Since it doesn't sound like I can change anything probably HB and my first day together.

21. You can erase any horrible experience from your past. What will it be?

Horrible, but got me where I am, but if you could just change the fact to me not getting married would be cool, just get rid of the paperwork or something.

22. You got kicked out of the country for being a time-traveling heathen who sleeps with celebrities and has super-powers. But check out this cool stuff... you can move to anywhere else in the world! Bitchin'! What country are you going to live in now?

Tough one I'd like Germany or somewhere overseas but I want somewhere warm too.

23. This question still counts, even for those of you who are under age. Check it out. You have been eternally banned from every single bar in the world except for ONE. Which one is it gonna be?

Howl at the moon I guess, I don't go to many bars often but that one is fun!

24. Hopefully you didn't mention this in the super-powers question.... If you did, then we'll just expand on that. Check it out... Suddenly, you have gained the ability to FLOAT!!! Whose house are you going to float to first, and be like "Dude, check it out... I can FLOAT!"?
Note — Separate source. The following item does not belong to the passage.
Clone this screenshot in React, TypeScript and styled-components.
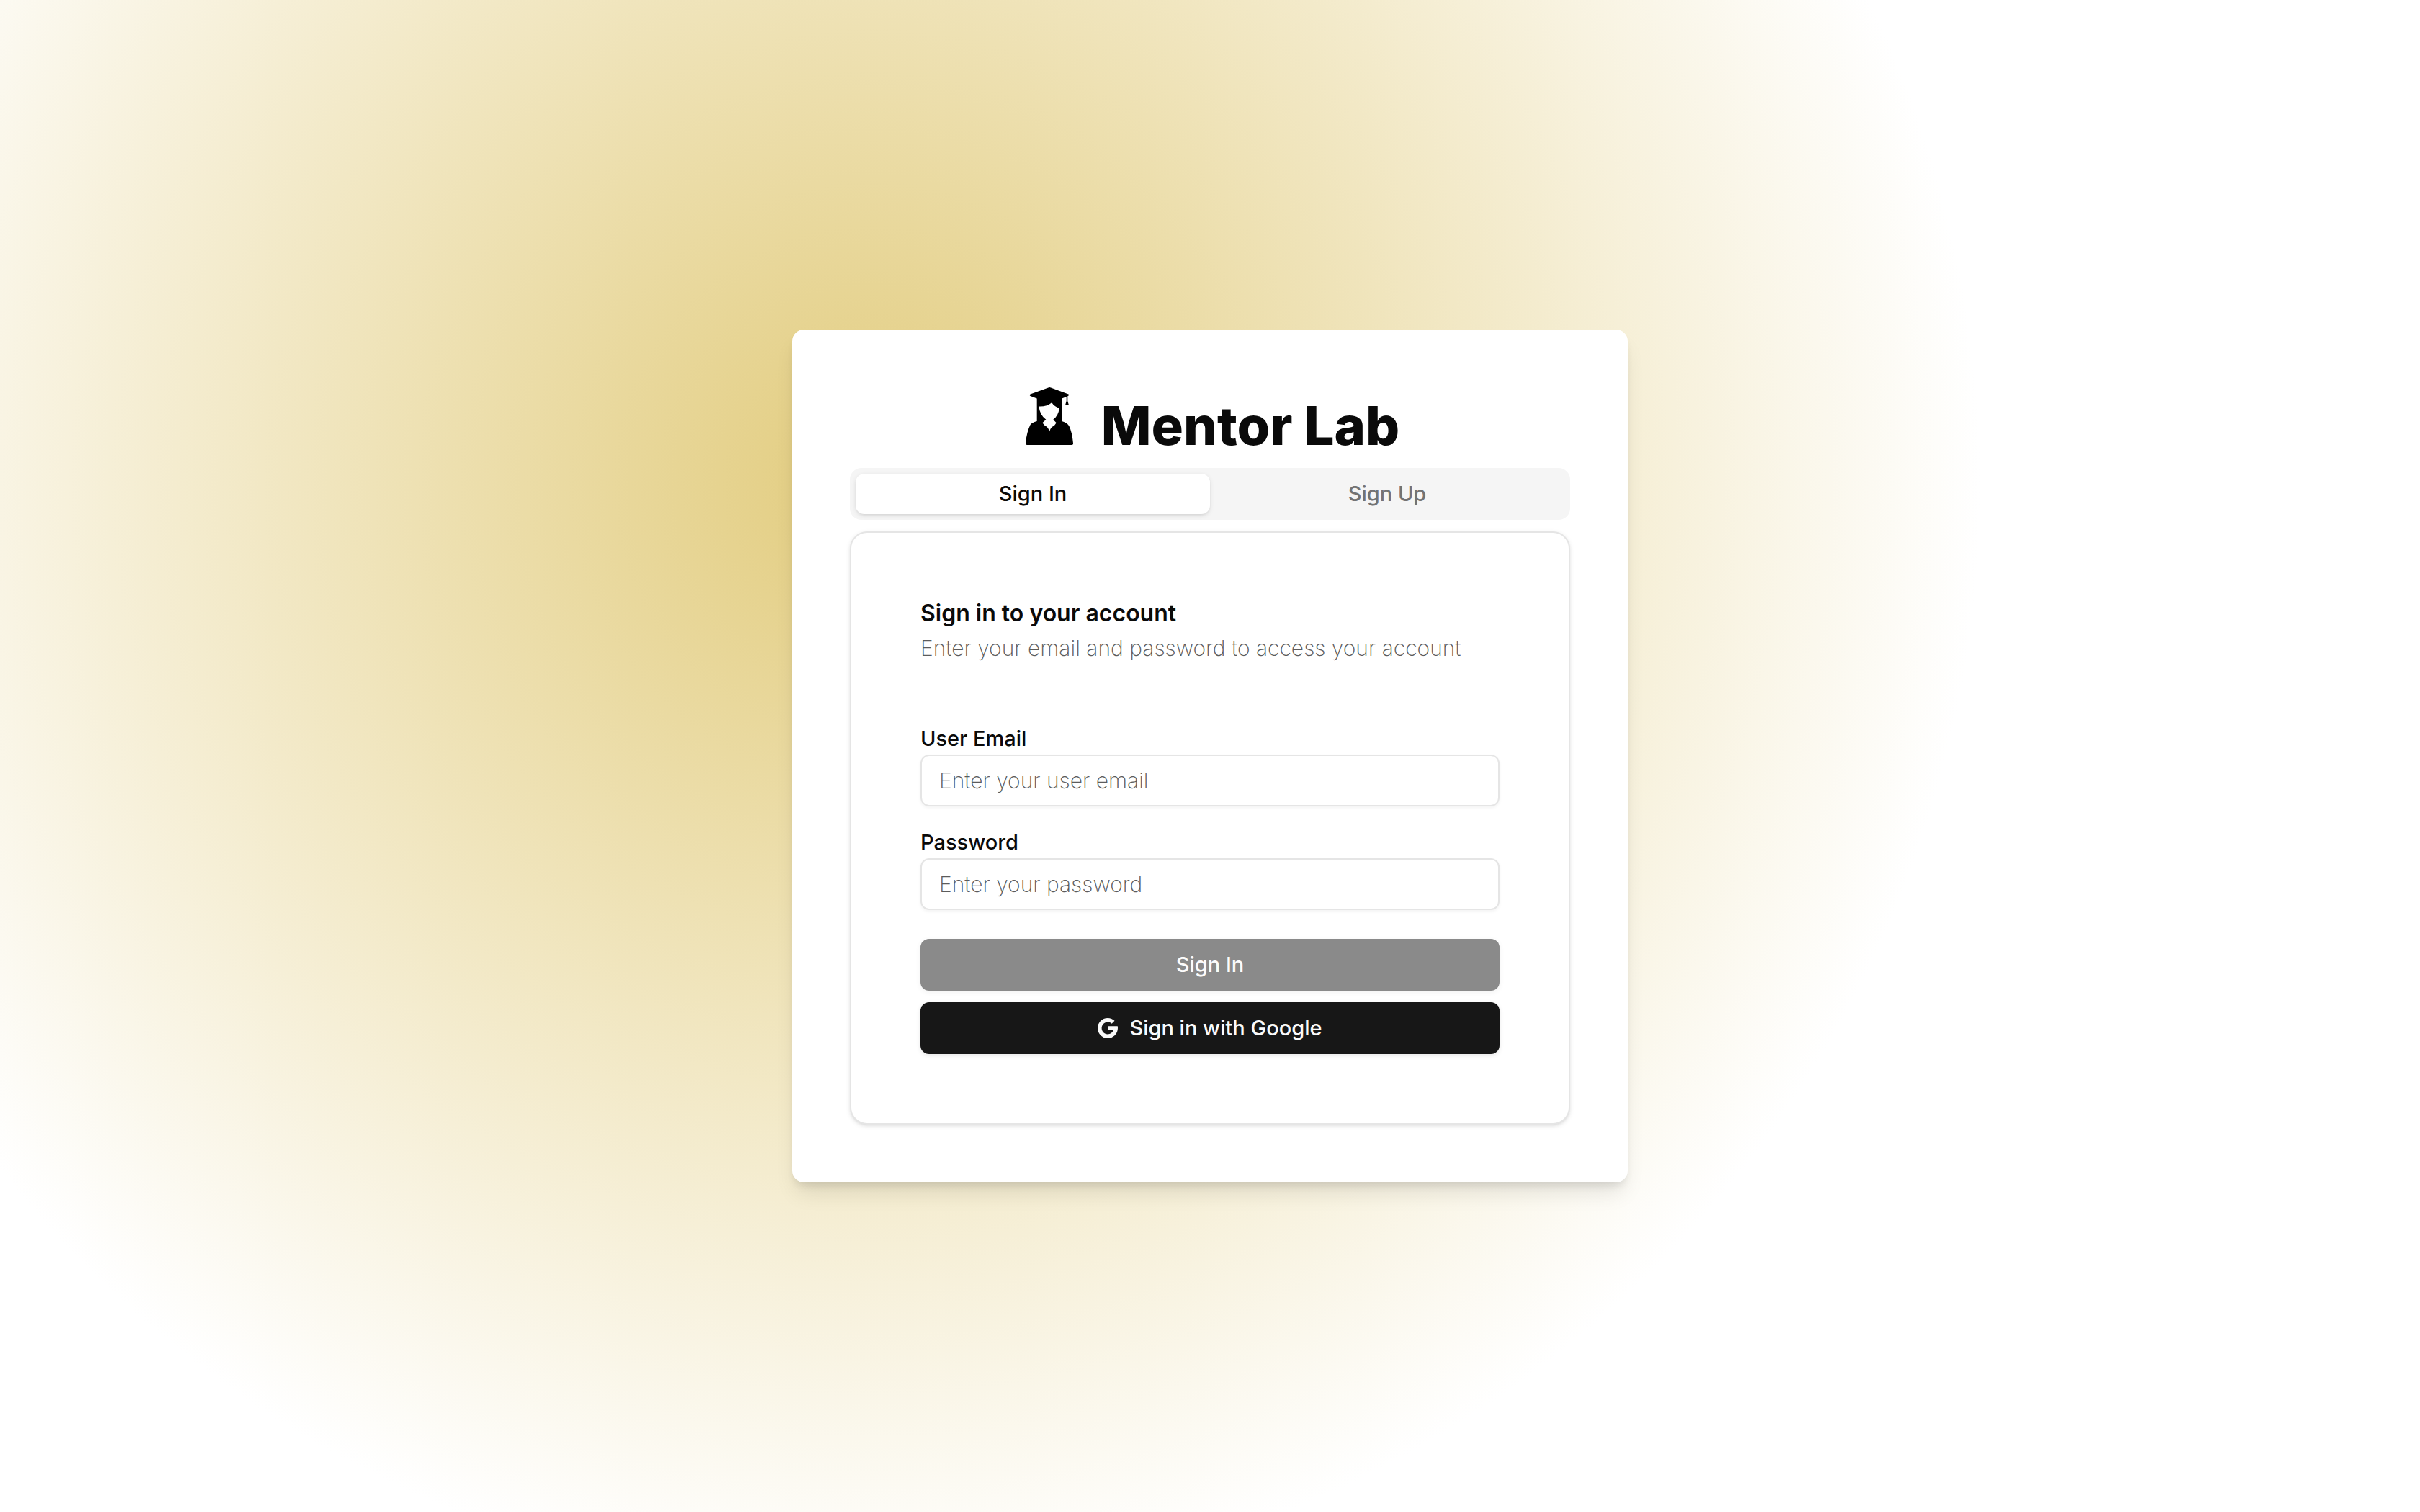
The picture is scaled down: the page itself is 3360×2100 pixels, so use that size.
import React, { useState } from "react";
import styled, { createGlobalStyle, css } from "styled-components";

const GlobalStyle = createGlobalStyle`
  *, *::before, *::after { box-sizing: border-box; }
  body {
    margin: 0;
    background: #fff;
    color: #0a0a0a;
    font-family: Inter, "Open Sans", sans-serif;
    -webkit-font-smoothing: antialiased;
  }
  h1, h2, p { margin: 0; }
  button, input { font: inherit; }
`;

const Page = styled.div`
  min-height: 100vh;
  display: flex;
  align-items: center;
  justify-content: center;
  background: radial-gradient(circle 1540px at 36% 32%, #e2cc7e, #ffffff);
`;

const Card = styled.main`
  width: 1160px;
  max-width: 100%;
  padding: 80px;
  border-radius: 16px;
  background: #fff;
  box-shadow: 0 20px 30px -6px rgba(0, 0, 0, 0.1), 0 8px 12px -4px rgba(0, 0, 0, 0.1);
`;

const Brand = styled.header`
  display: flex;
  align-items: baseline;
  justify-content: center;
  gap: 32px;
  height: 112px;
`;

const BrandIcon = styled.svg`
  width: 80px;
  height: 80px;
`;

const BrandName = styled.h1`
  font-size: 74px;
  line-height: 80px;
  font-weight: 800;
`;

const TabList = styled.div`
  display: grid;
  grid-template-columns: 1fr 1fr;
  padding: 8px;
  border-radius: 16px;
  background: #f5f5f5;
`;

const Tab = styled.button<{ $active: boolean }>`
  height: 56px;
  padding: 0;
  border: 0;
  border-radius: 12px;
  background: transparent;
  color: #737373;
  font-size: 29px;
  line-height: 40px;
  font-weight: 500;
  ${({ $active }) =>
    $active &&
    css`
      background: #fff;
      color: #0a0a0a;
      box-shadow: 0 2px 6px rgba(0, 0, 0, 0.1), 0 2px 4px -2px rgba(0, 0, 0, 0.1);
    `}
`;

const Panel = styled.section`
  margin-top: 16px;
  padding: 96px;
  border: 2px solid #e5e5e5;
  border-radius: 24px;
  background: #fff;
  box-shadow: 0 2px 6px rgba(0, 0, 0, 0.1), 0 2px 4px -2px rgba(0, 0, 0, 0.1);
`;

const PanelHeader = styled.div`
  display: grid;
  gap: 12px;
  margin-bottom: 92px;
`;

const PanelTitle = styled.h2`
  font-size: 32px;
  line-height: 32px;
  font-weight: 600;
`;

const PanelText = styled.p`
  color: #5c5c5c;
  font-size: 30px;
  line-height: 40px;
  font-weight: 200;
`;

const Form = styled.form`
  display: grid;
  gap: 36px;
`;

const Field = styled.div`
  display: grid;
  gap: 8px;
`;

const Label = styled.label`
  font-size: 29px;
  line-height: 28px;
  font-weight: 500;
`;

const TextInput = styled.input`
  width: 100%;
  height: 72px;
  padding: 0 24px;
  border: 2px solid #e5e5e5;
  border-radius: 12px;
  background: transparent;
  box-shadow: 0 2px 4px rgba(0, 0, 0, 0.05);
  color: #0a0a0a;
  font-size: 30px;
  font-weight: 200;
  outline: none;

  &::placeholder {
    color: #5c5c5c;
    opacity: 1;
  }
`;

const Actions = styled.div`
  display: grid;
  gap: 16px;
  padding-top: 4px;
`;

const Button = styled.button`
  display: flex;
  align-items: center;
  justify-content: center;
  gap: 16px;
  height: 72px;
  border: 0;
  border-radius: 12px;
  background: #171717;
  box-shadow: 0 2px 6px rgba(0, 0, 0, 0.1);
  color: #fafafa;
  font-size: 29px;
  line-height: 40px;
  font-weight: 500;

  &:disabled {
    opacity: 0.5;
  }
`;

const GoogleMark = styled.svg`
  width: 28px;
  height: 28px;
`;

function Graduate() {
  return (
    <BrandIcon viewBox="0 0 80 80" aria-hidden="true">
      <path
        fillRule="evenodd"
        d="M38.500 .4 Q40.300 -.4 42 .4 L66.500 9.500 Q68 10.500 66.500 11.500 L65.300 12.300 V19 L67 24.700 H62 L63.700 19 V13 L57.300 15.500 V47 Q65 49 67.500 54 Q71.500 62 73 77.500 Q73.200 80 71 80 H9 Q6.800 80 7 77.500 Q8.500 62 13.500 52 Q15.500 49 22.700 47 V15.500 L13.500 12 Q12 10.700 13.500 9.500 Z M25.300 26.500 Q36.500 27 43.300 21.300 Q46.500 26.500 53.800 29 Q52.500 39.500 45.300 44.700 L49.700 49.300 L46.500 53.500 Q42 54.500 40 61.500 Q38.500 55 34 53.500 L30.300 49.300 L35.300 44.700 Q27 39 25.300 26.500 Z"
      />
    </BrandIcon>
  );
}

export default function App() {
  const [tab, setTab] = useState<"in" | "up">("in");
  return (
    <>
      <GlobalStyle />
      <Page>
        <Card>
          <Brand>
            <Graduate />
            <BrandName>Mentor Lab</BrandName>
          </Brand>
          <TabList role="tablist">
            <Tab type="button" role="tab" aria-selected={tab === "in"} $active={tab === "in"} onClick={() => setTab("in")}>
              Sign In
            </Tab>
            <Tab type="button" role="tab" aria-selected={tab === "up"} $active={tab === "up"} onClick={() => setTab("up")}>
              Sign Up
            </Tab>
          </TabList>
          <Panel>
            <PanelHeader>
              <PanelTitle>Sign in to your account</PanelTitle>
              <PanelText>Enter your email and password to access your account</PanelText>
            </PanelHeader>
            <Form onSubmit={(event) => event.preventDefault()}>
              <Field>
                <Label htmlFor="email">User Email</Label>
                <TextInput id="email" type="email" placeholder="Enter your user email" />
              </Field>
              <Field>
                <Label htmlFor="password">Password</Label>
                <TextInput id="password" type="password" placeholder="Enter your password" />
              </Field>
              <Actions>
                <Button type="submit" disabled>
                  Sign In
                </Button>
                <Button type="button">
                  <GoogleMark viewBox="4 4 40 40" fill="currentColor" aria-hidden="true">
                    <path d="M43.611,20.083H42V20H24v8h11.303c-1.649,4.657-6.080,8-11.303,8c-6.627,0-12-5.373-12-12c0-6.627,5.373-12,12-12c3.059,0,5.842,1.154,7.961,3.039l5.657-5.657C34.046,6.053,29.268,4,24,4C12.955,4,4,12.955,4,24c0,11.045,8.955,20,20,20c11.045,0,20-8.955,20-20C44,22.659,43.862,21.350,43.611,20.083z" />
                  </GoogleMark>
                  Sign in with Google
                </Button>
              </Actions>
            </Form>
          </Panel>
        </Card>
      </Page>
    </>
  );
}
Well actually I did, since HB lives in the same house she doesn't count so I'd fly to Chris's and laugh at him because I am cooler but I'd take him some of my radioactive veggies.

25. The constant absorption of magical moonbeams mixed with the radioactive vegetables you consumed earlier has given you the ability to resurrect the dead famous-person of your choice. So which celebrity will you bring back to life?

Kurt Cobain no doubt!

26. The Gates of Hell have opened, and Death appears. As it turns out, Death is actually a pretty cool entity, and happens to be in a fantastic mood. Death offers to return the friend/family-member/person, etc. of your choice to the living world. Who will you bring back?

HBs friend Johnny so I could meet him at least until someone closer to me dies.

27. What's your theme song?

Livin La Vida Loca!! I don't fuckin know, too many songs touch me about different aspects of my life and not one tells me where I'm gonna go.